- Available data -

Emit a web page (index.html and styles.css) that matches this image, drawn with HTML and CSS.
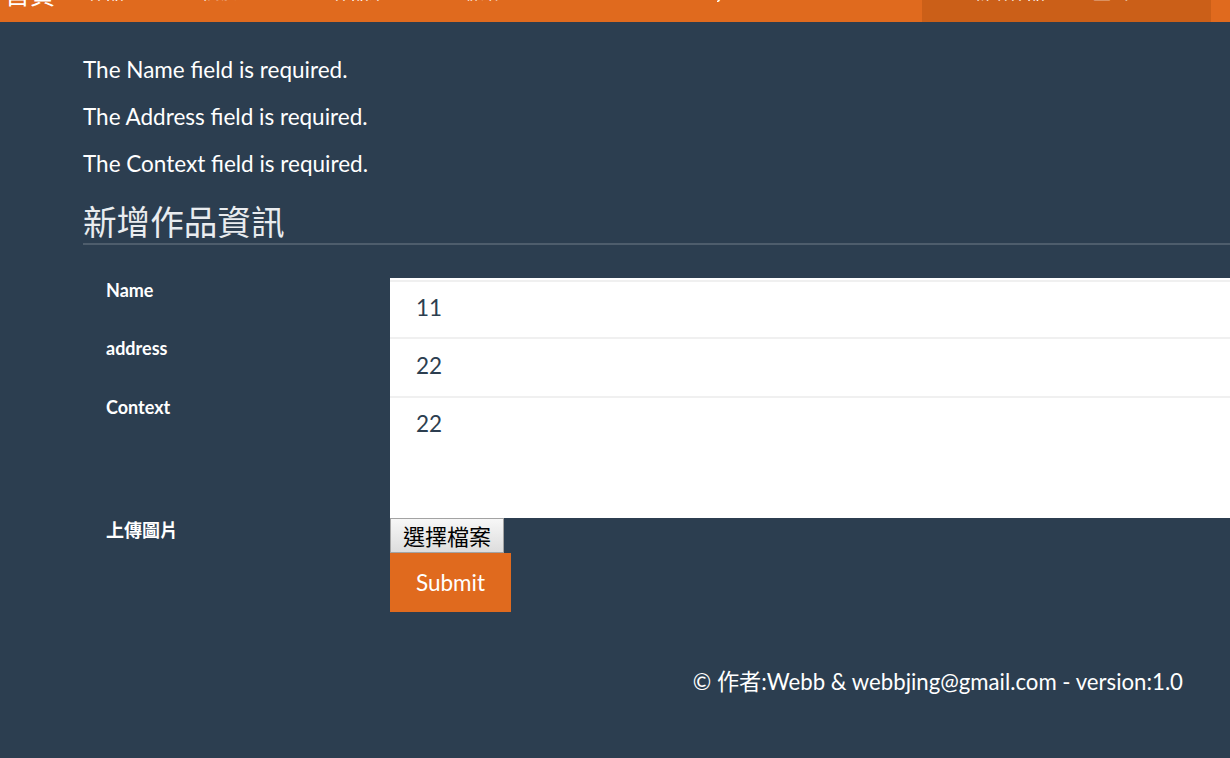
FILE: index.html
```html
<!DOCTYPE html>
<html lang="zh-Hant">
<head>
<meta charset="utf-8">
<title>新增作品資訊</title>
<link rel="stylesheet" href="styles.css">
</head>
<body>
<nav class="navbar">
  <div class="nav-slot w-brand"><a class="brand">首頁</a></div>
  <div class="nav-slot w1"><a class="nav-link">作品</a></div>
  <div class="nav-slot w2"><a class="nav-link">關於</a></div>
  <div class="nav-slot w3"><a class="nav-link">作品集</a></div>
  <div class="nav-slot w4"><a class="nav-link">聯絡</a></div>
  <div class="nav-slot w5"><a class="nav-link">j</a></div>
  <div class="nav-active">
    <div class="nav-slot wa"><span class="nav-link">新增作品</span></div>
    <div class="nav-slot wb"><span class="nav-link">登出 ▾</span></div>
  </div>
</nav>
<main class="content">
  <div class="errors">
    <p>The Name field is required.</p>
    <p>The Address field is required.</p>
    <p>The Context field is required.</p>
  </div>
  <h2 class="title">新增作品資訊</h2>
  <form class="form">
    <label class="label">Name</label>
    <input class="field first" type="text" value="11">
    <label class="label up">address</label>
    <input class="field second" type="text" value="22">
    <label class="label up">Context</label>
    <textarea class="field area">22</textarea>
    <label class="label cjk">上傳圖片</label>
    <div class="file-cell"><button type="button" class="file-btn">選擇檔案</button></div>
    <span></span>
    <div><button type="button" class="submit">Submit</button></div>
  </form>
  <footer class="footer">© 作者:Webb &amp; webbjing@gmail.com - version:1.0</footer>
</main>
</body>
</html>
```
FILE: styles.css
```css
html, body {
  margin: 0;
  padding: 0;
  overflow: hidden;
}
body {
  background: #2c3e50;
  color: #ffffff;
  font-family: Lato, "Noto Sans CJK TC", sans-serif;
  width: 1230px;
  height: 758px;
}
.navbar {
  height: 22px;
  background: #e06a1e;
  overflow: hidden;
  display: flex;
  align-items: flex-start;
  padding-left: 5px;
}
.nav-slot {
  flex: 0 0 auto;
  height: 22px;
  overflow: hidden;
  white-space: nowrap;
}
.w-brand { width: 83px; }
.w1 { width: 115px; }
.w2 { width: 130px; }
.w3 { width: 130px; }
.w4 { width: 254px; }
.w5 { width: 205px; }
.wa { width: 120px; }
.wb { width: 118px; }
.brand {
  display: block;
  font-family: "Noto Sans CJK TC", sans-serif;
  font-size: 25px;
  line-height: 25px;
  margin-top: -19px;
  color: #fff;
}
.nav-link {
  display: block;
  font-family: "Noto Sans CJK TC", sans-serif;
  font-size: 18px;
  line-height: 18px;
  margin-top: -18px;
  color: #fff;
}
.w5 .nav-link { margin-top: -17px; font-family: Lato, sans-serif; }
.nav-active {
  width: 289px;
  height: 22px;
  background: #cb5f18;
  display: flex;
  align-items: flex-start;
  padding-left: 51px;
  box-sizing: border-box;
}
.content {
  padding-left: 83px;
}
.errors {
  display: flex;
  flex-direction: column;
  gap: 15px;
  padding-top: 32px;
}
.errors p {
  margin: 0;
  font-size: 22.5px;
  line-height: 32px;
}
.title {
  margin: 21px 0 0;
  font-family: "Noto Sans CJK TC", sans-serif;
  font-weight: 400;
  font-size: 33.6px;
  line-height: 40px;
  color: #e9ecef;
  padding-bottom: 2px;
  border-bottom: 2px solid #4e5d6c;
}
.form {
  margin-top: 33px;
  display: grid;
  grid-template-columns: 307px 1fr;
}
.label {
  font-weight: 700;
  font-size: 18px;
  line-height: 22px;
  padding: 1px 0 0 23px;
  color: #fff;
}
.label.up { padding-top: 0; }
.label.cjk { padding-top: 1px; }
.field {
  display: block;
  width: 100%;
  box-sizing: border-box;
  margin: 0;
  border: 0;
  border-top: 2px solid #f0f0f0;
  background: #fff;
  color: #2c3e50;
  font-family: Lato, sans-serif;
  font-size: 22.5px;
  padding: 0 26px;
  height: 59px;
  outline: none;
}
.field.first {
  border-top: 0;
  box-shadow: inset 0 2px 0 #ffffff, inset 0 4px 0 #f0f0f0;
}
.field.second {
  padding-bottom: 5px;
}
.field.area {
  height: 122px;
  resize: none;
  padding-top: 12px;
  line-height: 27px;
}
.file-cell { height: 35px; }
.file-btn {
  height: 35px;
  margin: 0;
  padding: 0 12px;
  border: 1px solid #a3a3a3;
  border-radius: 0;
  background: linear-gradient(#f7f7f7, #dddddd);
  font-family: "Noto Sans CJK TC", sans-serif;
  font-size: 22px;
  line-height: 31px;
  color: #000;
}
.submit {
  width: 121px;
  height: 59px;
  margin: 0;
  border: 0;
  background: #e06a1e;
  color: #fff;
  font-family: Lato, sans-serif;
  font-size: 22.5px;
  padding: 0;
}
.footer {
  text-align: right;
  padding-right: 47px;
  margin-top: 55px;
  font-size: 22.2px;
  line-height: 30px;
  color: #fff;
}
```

- Task to carry out -
Quote the listing above in full, except for the pictures.

- Response below -
Emit a web page (index.html and styles.css) that matches this image, drawn with HTML and CSS.
FILE: index.html
```html
<!DOCTYPE html>
<html lang="zh-Hant">
<head>
<meta charset="utf-8">
<title>新增作品資訊</title>
<link rel="stylesheet" href="styles.css">
</head>
<body>
<nav class="navbar">
  <div class="nav-slot w-brand"><a class="brand">首頁</a></div>
  <div class="nav-slot w1"><a class="nav-link">作品</a></div>
  <div class="nav-slot w2"><a class="nav-link">關於</a></div>
  <div class="nav-slot w3"><a class="nav-link">作品集</a></div>
  <div class="nav-slot w4"><a class="nav-link">聯絡</a></div>
  <div class="nav-slot w5"><a class="nav-link">j</a></div>
  <div class="nav-active">
    <div class="nav-slot wa"><span class="nav-link">新增作品</span></div>
    <div class="nav-slot wb"><span class="nav-link">登出 ▾</span></div>
  </div>
</nav>
<main class="content">
  <div class="errors">
    <p>The Name field is required.</p>
    <p>The Address field is required.</p>
    <p>The Context field is required.</p>
  </div>
  <h2 class="title">新增作品資訊</h2>
  <form class="form">
    <label class="label">Name</label>
    <input class="field first" type="text" value="11">
    <label class="label up">address</label>
    <input class="field second" type="text" value="22">
    <label class="label up">Context</label>
    <textarea class="field area">22</textarea>
    <label class="label cjk">上傳圖片</label>
    <div class="file-cell"><button type="button" class="file-btn">選擇檔案</button></div>
    <span></span>
    <div><button type="button" class="submit">Submit</button></div>
  </form>
  <footer class="footer">© 作者:Webb &amp; webbjing@gmail.com - version:1.0</footer>
</main>
</body>
</html>
```
FILE: styles.css
```css
html, body {
  margin: 0;
  padding: 0;
  overflow: hidden;
}
body {
  background: #2c3e50;
  color: #ffffff;
  font-family: Lato, "Noto Sans CJK TC", sans-serif;
  width: 1230px;
  height: 758px;
}
.navbar {
  height: 22px;
  background: #e06a1e;
  overflow: hidden;
  display: flex;
  align-items: flex-start;
  padding-left: 5px;
}
.nav-slot {
  flex: 0 0 auto;
  height: 22px;
  overflow: hidden;
  white-space: nowrap;
}
.w-brand { width: 83px; }
.w1 { width: 115px; }
.w2 { width: 130px; }
.w3 { width: 130px; }
.w4 { width: 254px; }
.w5 { width: 205px; }
.wa { width: 120px; }
.wb { width: 118px; }
.brand {
  display: block;
  font-family: "Noto Sans CJK TC", sans-serif;
  font-size: 25px;
  line-height: 25px;
  margin-top: -19px;
  color: #fff;
}
.nav-link {
  display: block;
  font-family: "Noto Sans CJK TC", sans-serif;
  font-size: 18px;
  line-height: 18px;
  margin-top: -18px;
  color: #fff;
}
.w5 .nav-link { margin-top: -17px; font-family: Lato, sans-serif; }
.nav-active {
  width: 289px;
  height: 22px;
  background: #cb5f18;
  display: flex;
  align-items: flex-start;
  padding-left: 51px;
  box-sizing: border-box;
}
.content {
  padding-left: 83px;
}
.errors {
  display: flex;
  flex-direction: column;
  gap: 15px;
  padding-top: 32px;
}
.errors p {
  margin: 0;
  font-size: 22.5px;
  line-height: 32px;
}
.title {
  margin: 21px 0 0;
  font-family: "Noto Sans CJK TC", sans-serif;
  font-weight: 400;
  font-size: 33.6px;
  line-height: 40px;
  color: #e9ecef;
  padding-bottom: 2px;
  border-bottom: 2px solid #4e5d6c;
}
.form {
  margin-top: 33px;
  display: grid;
  grid-template-columns: 307px 1fr;
}
.label {
  font-weight: 700;
  font-size: 18px;
  line-height: 22px;
  padding: 1px 0 0 23px;
  color: #fff;
}
.label.up { padding-top: 0; }
.label.cjk { padding-top: 1px; }
.field {
  display: block;
  width: 100%;
  box-sizing: border-box;
  margin: 0;
  border: 0;
  border-top: 2px solid #f0f0f0;
  background: #fff;
  color: #2c3e50;
  font-family: Lato, sans-serif;
  font-size: 22.5px;
  padding: 0 26px;
  height: 59px;
  outline: none;
}
.field.first {
  border-top: 0;
  box-shadow: inset 0 2px 0 #ffffff, inset 0 4px 0 #f0f0f0;
}
.field.second {
  padding-bottom: 5px;
}
.field.area {
  height: 122px;
  resize: none;
  padding-top: 12px;
  line-height: 27px;
}
.file-cell { height: 35px; }
.file-btn {
  height: 35px;
  margin: 0;
  padding: 0 12px;
  border: 1px solid #a3a3a3;
  border-radius: 0;
  background: linear-gradient(#f7f7f7, #dddddd);
  font-family: "Noto Sans CJK TC", sans-serif;
  font-size: 22px;
  line-height: 31px;
  color: #000;
}
.submit {
  width: 121px;
  height: 59px;
  margin: 0;
  border: 0;
  background: #e06a1e;
  color: #fff;
  font-family: Lato, sans-serif;
  font-size: 22.5px;
  padding: 0;
}
.footer {
  text-align: right;
  padding-right: 47px;
  margin-top: 55px;
  font-size: 22.2px;
  line-height: 30px;
  color: #fff;
}
```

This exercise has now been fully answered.